**WHAT YOU NEED TO DO:**
Tally the lines that contain the string "code" and state that total without comment.
--- Start of RECORDS PROVIDED ---
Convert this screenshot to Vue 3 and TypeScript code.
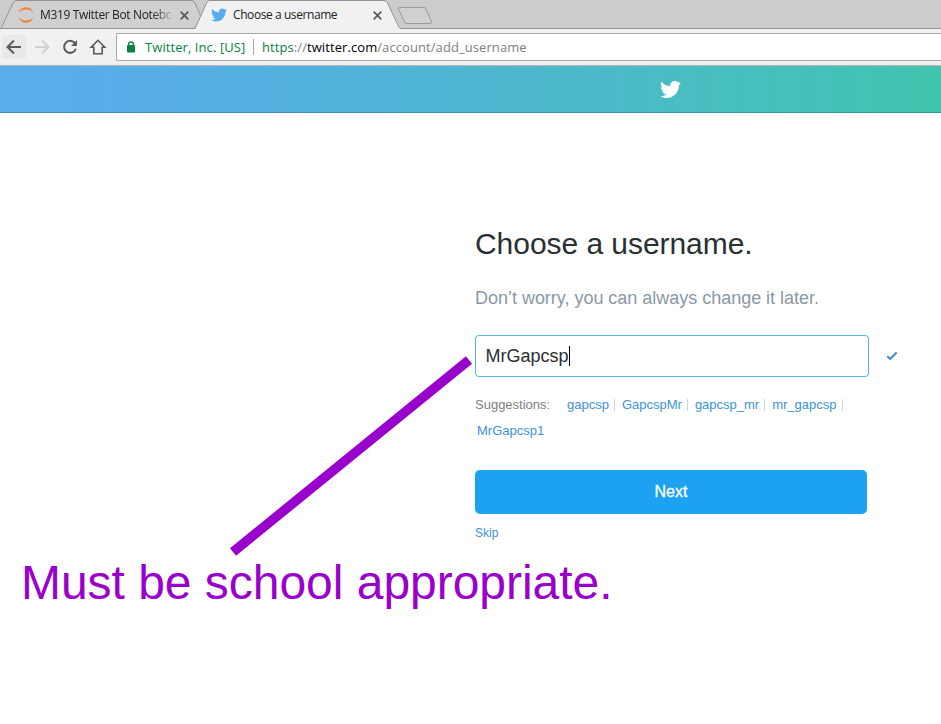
<script setup lang="ts">
import { ref } from 'vue'

const username = ref('MrGapcsp')
const suggestions: string[] = ['gapcsp', 'GapcspMr', 'gapcsp_mr', 'mr_gapcsp', 'MrGapcsp1']
const bird =
  'M23.953 4.57a10 10 0 01-2.825.775 4.958 4.958 0 002.163-2.723c-.951.555-2.005.959-3.127 1.184a4.92 4.92 0 00-8.384 4.482C7.69 8.095 4.067 6.13 1.64 3.162a4.822 4.822 0 00-.666 2.475c0 1.71.87 3.213 2.188 4.096a4.904 4.904 0 01-2.228-.616v.06a4.923 4.923 0 003.946 4.827 4.996 4.996 0 01-2.212.085 4.936 4.936 0 004.604 3.417 9.867 9.867 0 01-6.102 2.105c-.39 0-.779-.023-1.17-.067a13.995 13.995 0 007.557 2.209c9.053 0 13.998-7.496 13.998-13.985 0-.21 0-.42-.015-.63A9.935 9.935 0 0024 4.59z'
</script>

<template>
  <div class="screen">
    <div class="tabs">
      <svg class="tab-shapes" width="941" height="29" viewBox="0 0 941 29">
        <path d="M1 28.500L13 3Q14.500 .5 17 .5H191.500Q194 .5 195 3L206 28.500Z" fill="#d0d0d0" stroke="#929292" />
        <path d="M0 28.500H941" stroke="#929292" />
        <path d="M195 29L206.500 3Q207.500 .5 210 .5H384Q386.500 .5 387.500 3L399.500 27.500L401 29Z" fill="#f1f1f1" />
        <path d="M193 28.500H195L206.500 3Q207.500 .5 210 .5H384Q386.500 .5 387.500 3L399 27.500L401 28.500" fill="none" stroke="#929292" />
        <path d="M400 7.500H424Q425.500 7.500 426 9L431.500 22Q432 23.500 430.500 23.500H407Q405 23.500 404.500 22L398.500 9Q398 7.500 400 7.500Z" fill="#d0d0d0" stroke="#9a9a9a" />
      </svg>
      <div class="tab first">
        <svg class="favicon" width="16" height="16" viewBox="0 0 16 16" fill="#f08433">
          <path d="M.7 5.500C2 1.800 5 .3 8 .3s6 1.500 7.300 5.200C13.500 3.500 11 2.500 8 2.500S2.500 3.500.7 5.500Z" />
          <path d="M.7 10.500C2 14.200 5 15.700 8 15.700s6-1.500 7.300-5.200C13.500 12.500 11 13.500 8 13.500S2.500 12.500.7 10.500Z" />
        </svg>
        <span class="title faded">M319 Twitter Bot Notebo</span>
        <svg class="close" width="9" height="9" viewBox="0 0 9 9"><path d="M.7.7l7.600 7.600M8.300.7L.7 8.300" /></svg>
      </div>
      <div class="tab second">
        <svg class="favicon" width="16" height="16" viewBox="0 0 24 24" fill="#55acee"><path :d="bird" /></svg>
        <span class="title">Choose a username</span>
        <svg class="close" width="9" height="9" viewBox="0 0 9 9"><path d="M.7.7l7.600 7.600M8.300.7L.7 8.300" /></svg>
      </div>
    </div>

    <div class="toolbar">
      <span class="nav hot">
        <svg width="24" height="24" viewBox="0 0 24 24"><path d="M19 12H6M12 5.500L5.500 12L12 18.500" /></svg>
      </span>
      <span class="nav dim">
        <svg width="24" height="24" viewBox="0 0 24 24"><path d="M5 12H18M12 5.500L18.500 12L12 18.500" /></svg>
      </span>
      <span class="nav">
        <svg width="24" height="24" viewBox="0 0 24 24"><path d="M16.700 8A6 6 0 1 0 17.800 13.700" /><path d="M19 5V11H13Z" class="solid" /></svg>
      </span>
      <span class="nav">
        <svg width="24" height="24" viewBox="0 0 24 24"><path class="thin" d="M12 5.300L5.200 12.200H7.800V18.800H16.200V12.200H18.800Z" /></svg>
      </span>
      <div class="address">
        <svg class="lock" width="8" height="12" viewBox="0 0 8 12">
          <path d="M1.700 5V3Q1.700 1 4 1T6.300 3V5" fill="none" stroke="#0b8043" stroke-width="1.400" />
          <rect y="4" width="8" height="7.500" rx=".7" fill="#0b8043" />
        </svg>
        <span class="owner">Twitter, Inc. [US]</span>
        <span class="rule"></span>
        <span class="url"><span class="scheme">https</span>://<span class="host">twitter.com</span>/account/add_username</span>
      </div>
    </div>

    <header class="banner">
      <svg width="21" height="21" viewBox="0 0 24 24" fill="#fff"><path :d="bird" /></svg>
    </header>

    <main class="form">
      <h1>Choose a username.</h1>
      <p class="lead">Don’t worry, you can always change it later.</p>
      <div class="entry">
        <div class="field"><span>{{ username }}</span><i class="caret"></i></div>
        <svg width="12" height="10" viewBox="0 0 12 10"><path d="M1.200 5.200L4.200 8L10.700 1.500" fill="none" stroke="#3b88c3" stroke-width="1.900" /></svg>
      </div>
      <div class="suggestions">
        <span class="label">Suggestions:</span>
        <span v-for="(name, i) in suggestions" :key="name" class="item" :class="'s' + i">
          <a>{{ name }}</a><b v-if="i < suggestions.length - 1"></b>
        </span>
      </div>
      <button class="next">Next</button>
      <a class="skip">Skip</a>
    </main>

    <svg class="pointer" width="941" height="724" viewBox="0 0 941 724">
      <path d="M233 552L469 360" stroke="#9900cc" stroke-width="9.600" />
    </svg>
    <div class="note">Must be school appropriate.</div>
  </div>
</template>

<style>
body {
  margin: 0;
  background: #fff;
}
</style>

<style scoped>
.screen {
  position: relative;
  width: 941px;
  height: 724px;
  overflow: hidden;
  background: #fff;
  font-family: "Liberation Sans", Arial, sans-serif;
}
.tabs {
  position: relative;
  display: flex;
  height: 29px;
  background: #ccc;
  font: 12px/16px "Open Sans", "Noto Sans", sans-serif;
  color: #222;
}
.tab-shapes,
.pointer {
  position: absolute;
  left: 0;
  top: 0;
  pointer-events: none;
}
.tab {
  position: relative;
  display: flex;
  align-items: center;
  height: 30px;
  box-sizing: border-box;
}
.first {
  width: 193px;
  padding: 0 4px 0 18px;
}
.second {
  width: 190px;
  padding-left: 18px;
}
.favicon {
  flex: none;
}
.title {
  flex: none;
  width: 131px;
  margin-left: 6px;
  white-space: nowrap;
  letter-spacing: -0.42px;
}
.faded {
  letter-spacing: -0.36px;
  -webkit-mask-image: linear-gradient(90deg, #000 112px, transparent 136px);
  mask-image: linear-gradient(90deg, #000 112px, transparent 136px);
}
.close {
  flex: none;
  margin-left: 9px;
}
.close path {
  stroke: #5a5a5a;
  stroke-width: 1.7;
}
.toolbar {
  display: flex;
  align-items: center;
  height: 37px;
  box-sizing: border-box;
  padding-left: 2px;
  background: #f1f1f1;
  border-bottom: 1px solid #b4b4b4;
}
.nav {
  display: flex;
  flex: none;
  width: 24px;
  height: 24px;
  margin-right: 4px;
}
.hot {
  background: #e9e9e9;
  border-radius: 2px;
}
.nav path {
  fill: none;
  stroke: #5a5a5a;
  stroke-width: 2;
}
.nav .thin {
  stroke-width: 1.6;
}
.nav .solid {
  fill: #5a5a5a;
  stroke: none;
}
.dim path {
  stroke: #d0d0d0;
}
.address {
  display: flex;
  align-items: center;
  flex: 1;
  height: 28px;
  box-sizing: border-box;
  margin-left: 2px;
  padding-left: 10px;
  background: #fff;
  border: 1px solid #a9a9a9;
  border-right: 0;
  border-radius: 2px 0 0 2px;
  font: 13px/18px "Open Sans", "Noto Sans", sans-serif;
  letter-spacing: 0.08px;
  color: #808080;
  white-space: nowrap;
}
.lock {
  margin-right: 10px;
}
.owner {
  width: 108px;
  color: #0b8043;
}
.rule {
  width: 1px;
  height: 16px;
  margin-right: 8px;
  background: #aaa;
}
.scheme {
  color: #0b8043;
}
.host {
  color: #000;
}
.banner {
  display: flex;
  align-items: center;
  height: 47px;
  box-sizing: border-box;
  padding-left: 660px;
  background: linear-gradient(90deg, #5aadec 0, #59adea 60px, #54b0e0 260px, #4eb6d1 480px, #47bec0 720px, #41c4af 941px);
  border-bottom: 1px solid rgba(20, 80, 110, 0.35);
}
.form {
  display: flex;
  flex-direction: column;
  align-items: flex-start;
  padding: 112px 0 0 475px;
}
h1 {
  margin: 0;
  font-size: 30px;
  line-height: 38px;
  font-weight: 400;
  letter-spacing: -0.05px;
  color: #292f33;
}
.lead {
  margin: 24px 0 0;
  font-size: 18px;
  line-height: 22px;
  letter-spacing: -0.02px;
  color: #8899a6;
}
.entry {
  display: flex;
  align-items: center;
  gap: 17px;
  margin-top: 26px;
}
.field {
  display: flex;
  align-items: center;
  width: 394px;
  height: 42px;
  box-sizing: border-box;
  padding-left: 10px;
  border: 1px solid #55b4e9;
  border-radius: 4px;
  font-size: 18px;
  color: #292f33;
}
.field span {
  margin-left: -0.5px;
}
.caret {
  width: 1px;
  height: 20px;
  background: #000;
}
.suggestions {
  display: flex;
  flex-wrap: wrap;
  width: 392px;
  margin-top: 15px;
  font-size: 13px;
  line-height: 26px;
  color: #808080;
}
.label {
  width: 92px;
}
.item {
  display: flex;
  align-items: center;
}
.item b {
  width: 1px;
  height: 12px;
  margin: 0 7px 0 5px;
  background: #ccd6dd;
}
.s4 {
  padding-left: 2px;
}
.suggestions a,
.skip {
  color: #3b94d9;
}
.next {
  width: 392px;
  height: 44px;
  margin-top: 26px;
  padding: 0;
  border: 0;
  border-radius: 5px;
  background: #1da1f2;
  color: #fff;
  font: 16px/42px "Liberation Sans", Arial, sans-serif;
  -webkit-text-stroke: 0.3px #fff;
}
.skip {
  margin-top: 11px;
  font-size: 12px;
  line-height: 16px;
}
.note {
  position: absolute;
  left: 21px;
  top: 555px;
  font-size: 48px;
  line-height: 56px;
  letter-spacing: -0.03px;
  color: #9900cc;
  white-space: nowrap;
}
</style>
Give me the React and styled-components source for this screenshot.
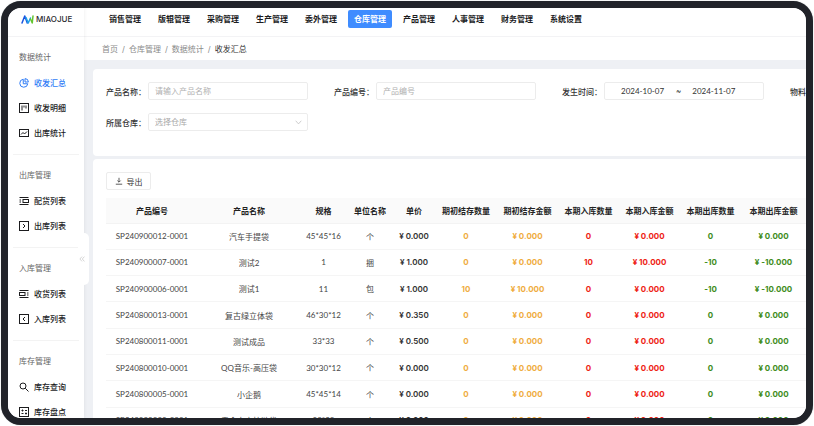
import React from "react";
import styled, { createGlobalStyle, css } from "styled-components";

const Global = createGlobalStyle`
  *, *::before, *::after { box-sizing: border-box; }
  body { margin: 0; background: #fff; }
  body, button, input, select {
    font-family: Inter, "Noto Sans CJK SC", sans-serif;
    font-size: 8px;
    color: #333;
  }
  a { color: inherit; text-decoration: none; }
`;

const numeric = css`
  font-family: Lato, "Noto Sans CJK SC", sans-serif;
`;

const Device = styled.div`
  height: 100vh;
  padding: 1px;
  overflow: hidden;
`;
const Screen = styled.div`
  display: flex;
  height: 100%;
  border: 7px solid #212329;
  border-radius: 20px;
  box-shadow: 0 0 1px #99a1a1;
  overflow: hidden;
  background: #eef0f4;
`;

const Sidebar = styled.aside`
  position: relative;
  flex: none;
  width: 76px;
  background: #fff;
  box-shadow: 1px 0 3px rgba(0, 0, 0, 0.05);
`;
const Brand = styled.a`
  display: flex;
  align-items: center;
  gap: 2px;
  height: 29px;
  padding: 0 0 6px 13px;
  border-bottom: 1px solid #f3f3f5;
  font-size: 8px;
  line-height: 10px;
  font-weight: 500;
  color: #2b2b2f;
`;
const Group = styled.section`
  margin: 0 5px;
  padding: 13px 0 9px 6px;
  border-bottom: 1px solid #f3f3f3;
  &:last-of-type { border: 0; }
`;
const GroupTitle = styled.h2`
  margin: 0 0 6px;
  font-size: 8px;
  line-height: 14px;
  font-weight: 400;
  color: #666;
`;
const SideLink = styled.a`
  display: flex;
  align-items: center;
  gap: 5px;
  height: 25px;
  font-size: 8px;
  font-weight: 500;
  white-space: nowrap;
  color: ${(p) => (p.$active ? "#2f7cf6" : "#1c1c1e")};
`;
const Collapse = styled.button`
  position: absolute;
  z-index: 1;
  left: 70px;
  top: 225px;
  display: flex;
  align-items: center;
  width: 11px;
  height: 52px;
  padding: 0 0 0 1px;
  border: 0;
  border-radius: 0 5px 5px 0;
  background: #fff;
  color: #bbb;
`;

const Main = styled.main`
  flex: 1;
  min-width: 0;
  display: flex;
  flex-direction: column;
`;
const TopNav = styled.nav`
  flex: none;
  display: flex;
  align-items: flex-start;
  height: 29px;
  padding: 2px 0 0 19px;
  gap: 5px;
  background: #fff;
  border-bottom: 1px solid #f3f3f5;
`;
const TopLink = styled.a`
  flex: none;
  width: 44px;
  height: 18px;
  line-height: 18px;
  border-radius: 2px;
  text-align: center;
  font-size: 8px;
  font-weight: 700;
  white-space: nowrap;
  color: ${(p) => (p.$active ? "#fff" : "#1c1c1e")};
  background: ${(p) => (p.$active ? "#3f8cff" : "transparent")};
`;
const Crumbs = styled.nav`
  flex: none;
  display: flex;
  align-items: center;
  gap: 4px;
  height: 23px;
  padding-left: 18px;
  background: #fff;
  color: #8a8a8a;
`;
const Current = styled.span`
  color: #333;
`;
const Card = styled.section`
  flex: none;
  margin: ${(p) => (p.$first ? "9px" : "3px")} 0 0 9px;
  padding: 13px 0 0 13px;
  border-radius: 4px 0 0 4px;
  background: #fff;
  overflow: hidden;
`;
const Filters = styled.form`
  display: grid;
  grid-template-columns: repeat(4, 228px);
  row-gap: 13px;
  padding-bottom: 25px;
`;
const Field = styled.div`
  display: flex;
  align-items: center;
`;
const Label = styled.label`
  flex: none;
  width: 42px;
  font-weight: 500;
  white-space: nowrap;
`;
const control = css`
  width: 160px;
  height: 18px;
  border: 1px solid #ececec;
  border-radius: 2px;
  background: #fff;
`;
const TextBox = styled.input`
  ${control}
  padding: 0 6px;
  &::placeholder { color: #b0b0b0; opacity: 1; }
`;
const SelectWrap = styled.div`
  display: grid;
  align-items: center;
  color: #b8b8b8;
  svg { grid-area: 1 / 1; justify-self: end; margin-right: 6px; pointer-events: none; }
`;
const Select = styled.select`
  ${control}
  grid-area: 1 / 1;
  appearance: none;
  padding: 0 6px;
  color: #a8a8a8;
`;
const DateRange = styled.div`
  ${control}
  display: flex;
  align-items: center;
  padding-left: 16px;
  gap: 11px;
`;
const DateBox = styled.input`
  ${numeric}
  width: 44px;
  padding: 0;
  border: 0;
  background: transparent;
`;
const ExportButton = styled.button`
  display: flex;
  align-items: center;
  justify-content: center;
  gap: 4px;
  width: 45px;
  height: 18px;
  margin: 0 0 8px;
  padding: 0;
  border: 1px solid #ececec;
  border-radius: 2px;
  background: #fff;
  white-space: nowrap;
`;
const Table = styled.table`
  width: 100%;
  min-width: 700px;
  height: 236px;
  table-layout: fixed;
  border-collapse: collapse;
`;
const Th = styled.th`
  height: 25px;
  padding: 0;
  background: #fafafa;
  border-bottom: 1px solid #f3f3f3;
  font-weight: 600;
  white-space: nowrap;
  color: #222;
`;
const tones = { price: "#333", orange: "#efad3f", red: "#ee2314", green: "#3e8c1b" };
const Td = styled.td`
  padding: 0;
  border-bottom: 1px solid #f5f5f5;
  text-align: center;
  white-space: nowrap;
  font-weight: ${(p) => (p.$tone ? (p.$tone === "price" ? 600 : 700) : 400)};
  color: ${(p) => tones[p.$tone] || "#444"};
  ${(p) => !p.$tone && numeric}
`;

const Svg = ({ children, size = 10, stroke = 2 }) => (
  <svg width={size} height={size} viewBox="0 0 20 20" fill="none" stroke="currentColor" strokeWidth={stroke} aria-hidden="true">
    {children}
  </svg>
);
const box = <rect x="1" y="1" width="18" height="18" />;
const icons = {
  pie: <><path d="M8.5 2.5A8 8 0 1 0 17.5 11.5H8.5z" /><path d="M12 1.2V8h6.8A7 7 0 0 0 12 1.2z" /></>,
  bars: <>{box}<path d="M6 5v10M10 5v4M14 5v6" /></>,
  trend: <><rect x="1" y="3" width="18" height="14" /><path d="M4 13l4-4 3 3 5-5" /></>,
  pick: <><path d="M1 3h18M1 17h18M1 8h3M1 12h3" /><rect x="8" y="7" width="11" height="6" /></>,
  receive: <><path d="M1 3h18M1 17h18M16 8h3M16 12h3" /><rect x="1" y="7" width="11" height="6" /></>,
  out: <>{box}<path d="M8 6l4 4-4 4" /></>,
  into: <>{box}<path d="M12 6l-4 4 4 4" /></>,
  search: <><circle cx="8" cy="8" r="6" /><path d="M12.5 12.5L19 19" /></>,
  count: <>{box}<path d="M5 7h4M7 5v4M12 7h4M5 13h4M12 13h4M14 11v4" /></>,
};

const groups = [
  ["数据统计", [["收发汇总", "pie", true], ["收发明细", "bars"], ["出库统计", "trend"]]],
  ["出库管理", [["配货列表", "pick"], ["出库列表", "out"]]],
  ["入库管理", [["收货列表", "receive"], ["入库列表", "into"]]],
  ["库存管理", [["库存查询", "search"], ["库存盘点", "count"]]],
];
const menu = ["销售管理", "版辊管理", "采购管理", "生产管理", "委外管理", "仓库管理", "产品管理", "人事管理", "财务管理", "系统设置"];
const columns = [
  ["产品编号", 92], ["产品名称", 102], ["规格", 47], ["单位名称", 46], ["单价", 42],
  ["期初结存数量", 62], ["期初结存金额", 61], ["本期入库数量", 61], ["本期入库金额", 61], ["本期出库数量", 61], ["本期出库金额", 65],
];
const columnTones = [null, null, null, null, "price", "orange", "orange", "red", "red", "green", "green"];
const zero = "¥ 0.000";
const rows = [
  ["SP240900012-0001", "汽车手提袋", "45*45*16", "个", zero, "0", zero, "0", zero, "0", zero],
  ["SP240900007-0001", "测试2", "1", "捆", "¥ 1.000", "0", zero, "10", "¥ 10.000", "-10", "¥ -10.000"],
  ["SP240900006-0001", "测试1", "11", "包", "¥ 1.000", "10", "¥ 10.000", "0", zero, "-10", "¥ -10.000"],
  ["SP240800013-0001", "复古绿立体袋", "46*30*12", "个", "¥ 0.350", "0", zero, "0", zero, "0", zero],
  ["SP240800011-0001", "测试成品", "33*33", "个", "¥ 0.500", "0", zero, "0", zero, "0", zero],
  ["SP240800010-0001", "QQ音乐-高压袋", "30*30*12", "个", zero, "0", zero, "0", zero, "0", zero],
  ["SP240800005-0001", "小企鹅", "45*45*14", "个", zero, "0", zero, "0", zero, "0", zero],
  ["SP240800003-0001", "零食自立拉链袋", "30*20", "个", zero, "0", zero, "0", zero, "0", zero],
];

const Mark = () => (
  <svg width="13" height="9" viewBox="0 0 26 18" fill="none" strokeLinecap="round" strokeLinejoin="round" strokeWidth="3" aria-hidden="true">
    <path d="M2 16L7.500 2l5 14" stroke="#1a55e0" />
    <path d="M10 5l4.500 11L19 6" stroke="#22a2e8" />
    <path d="M24 2l-1.500 14L19 8" stroke="#63c52f" />
  </svg>
);

export default function App() {
  return (
    <Device>
      <Global />
      <Screen>
        <Sidebar>
          <Brand href="#"><Mark />MIAOJUE</Brand>
          {groups.map(([title, links]) => (
            <Group key={title}>
              <GroupTitle>{title}</GroupTitle>
              {links.map(([name, icon, active]) => (
                <SideLink key={name} href="#" $active={active}><Svg>{icons[icon]}</Svg>{name}</SideLink>
              ))}
            </Group>
          ))}
          <Collapse aria-label="收起">
            <Svg size={6}><path d="M10 2L3 10l7 8M18 2l-7 8 7 8" /></Svg>
          </Collapse>
        </Sidebar>
        <Main>
          <TopNav>{menu.map((m) => <TopLink key={m} href="#" $active={m === "仓库管理"}>{m}</TopLink>)}</TopNav>
          <Crumbs>
            <a href="#">首页</a><span>/</span><a href="#">仓库管理</a><span>/</span><a href="#">数据统计</a><span>/</span><Current>收发汇总</Current>
          </Crumbs>
          <Card $first>
            <Filters>
              <Field><Label htmlFor="name">产品名称：</Label><TextBox id="name" placeholder="请输入产品名称" /></Field>
              <Field><Label htmlFor="code">产品编号：</Label><TextBox id="code" placeholder="产品编号" /></Field>
              <Field>
                <Label htmlFor="from">发生时间：</Label>
                <DateRange>
                  <DateBox id="from" defaultValue="2024-10-07" /><span>~</span><DateBox aria-label="结束时间" defaultValue="2024-11-07" />
                </DateRange>
              </Field>
              <Field><Label htmlFor="kind">物料分类：</Label><TextBox id="kind" /></Field>
              <Field>
                <Label htmlFor="store">所属仓库：</Label>
                <SelectWrap>
                  <Select id="store"><option>选择仓库</option></Select>
                  <Svg size={7}><path d="M2 5l8 9 8-9" /></Svg>
                </SelectWrap>
              </Field>
            </Filters>
          </Card>
          <Card>
            <ExportButton><Svg size={8}><path d="M10 2v10M6 9l4 4 4-4M2 18h16" /></Svg>导出</ExportButton>
            <Table>
              <colgroup>{columns.map(([n, w]) => <col key={n} width={w} />)}</colgroup>
              <thead><tr>{columns.map(([n]) => <Th key={n}>{n}</Th>)}</tr></thead>
              <tbody>
                {rows.map((r) => <tr key={r[0]}>{r.map((c, i) => <Td key={i} $tone={columnTones[i]}>{c}</Td>)}</tr>)}
              </tbody>
            </Table>
          </Card>
        </Main>
      </Screen>
    </Device>
  );
}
--- End of RECORDS PROVIDED ---
**THE RESULT:**
2